Scalability is not only about user count. The ERP must support increasing project volume, more complex billing models, multi-entity consolidations, and growing analytics demand. API throughput, workflow engine limits, reporting performance, and data archival strategy all matter. Integration architecture should favor standard APIs, event-driven patterns where available, and middleware for decoupling core ERP from CRM, HR, payroll, expense tools, collaboration platforms, and data warehouses. This reduces lock-in and simplifies future migration.
Migration Guidance and Best Practices
Migration from legacy ERP, PSA, or disconnected finance tools should begin with process rationalization rather than data movement alone. Many organizations carry forward obsolete project codes, duplicate customer records, inconsistent rate cards, and nonstandard approval paths that increase implementation cost and licensing waste. A practical migration approach is to cleanse master data, standardize chart-of-accounts structures, define project templates, and archive low-value historical transactions outside the transactional ERP where appropriate.
- Prioritize configuration over customization to preserve upgradeability and reduce long-term support cost.
- Negotiate contract clauses for future acquisitions, divestitures, user band changes, and data export rights before signing.
- Create role-based access models early so licensing aligns with actual work patterns, not generic job titles.
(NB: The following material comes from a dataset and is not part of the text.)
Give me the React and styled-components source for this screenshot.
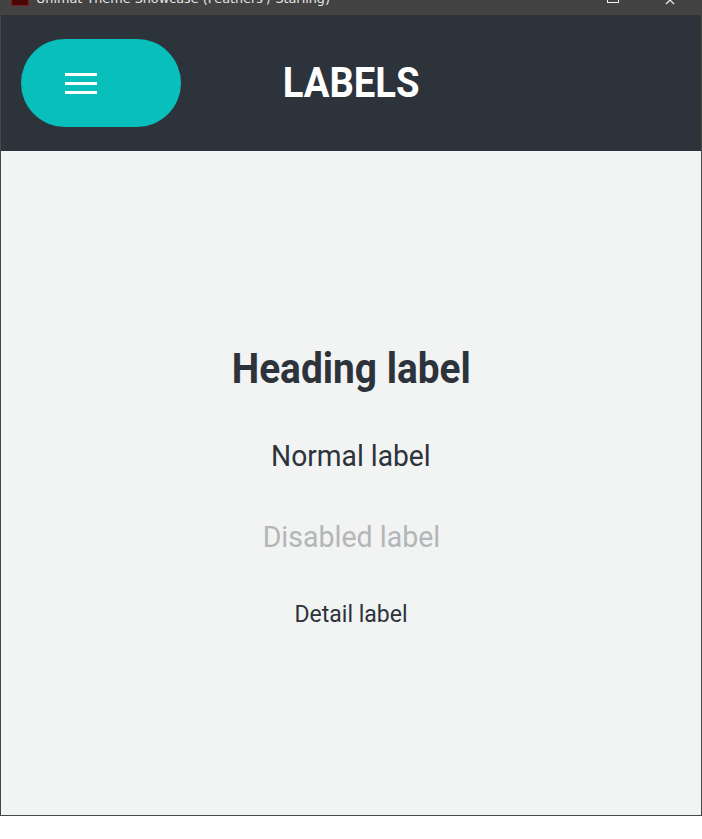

- Validate all indirect costs including test environments, premium support, analytics, connectors, and AI features.
- Use pilot groups from finance, PMO, resource management, and delivery teams to test usability and adoption before broad rollout.
AI Opportunities, Future Trends, and Executive Recommendations
AI is becoming a meaningful differentiator in professional services ERP, but buyers should examine whether AI capabilities are included in core licensing or priced separately. High-value use cases include demand forecasting, resource allocation recommendations, timesheet anomaly detection, invoice exception handling, project margin risk alerts, cash collection prioritization, and natural-language reporting. These capabilities can improve utilization and forecast quality, but they also increase data governance requirements. Organizations need clear policies for model transparency, human review, sensitive client data handling, and auditability of AI-assisted decisions.
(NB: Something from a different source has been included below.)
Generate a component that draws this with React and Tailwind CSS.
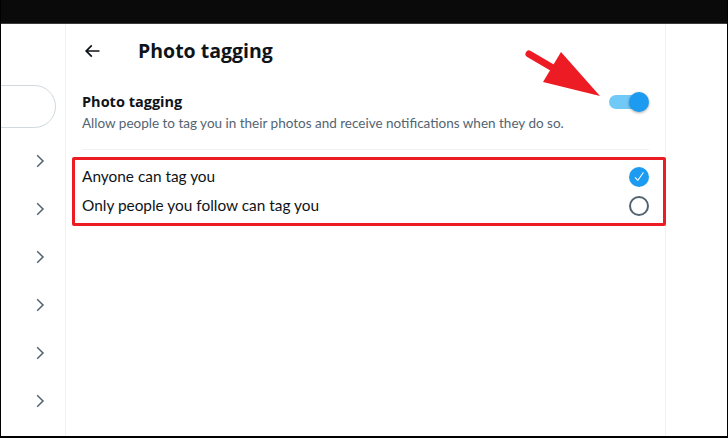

Future licensing trends are likely to include more platform-based pricing, bundled analytics, usage-based AI charges, and tighter packaging of workflow automation and integration services. Buyers should expect vendors to differentiate less on core finance and more on ecosystem strength, extensibility, and embedded intelligence. Executive teams should therefore avoid selecting an ERP solely on current user count or first-year software cost. The stronger approach is to choose a licensing model that supports business change with manageable governance overhead, transparent economics, and a realistic path to modernization.
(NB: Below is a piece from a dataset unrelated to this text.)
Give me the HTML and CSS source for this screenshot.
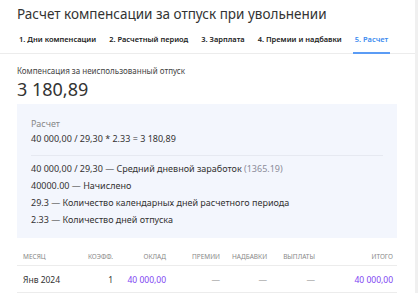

Executive recommendation: growth-oriented professional services firms should generally favor subscription licensing with disciplined contract design, especially where expansion, acquisitions, remote delivery, and continuous improvement are strategic priorities. Perpetual licensing remains a valid option for organizations with stable operations, strong internal IT capability, and clear reasons to control infrastructure and upgrade timing. In either case, the decision should be supported by scenario-based TCO analysis, architecture review, security due diligence, and a governance model that continues after go-live.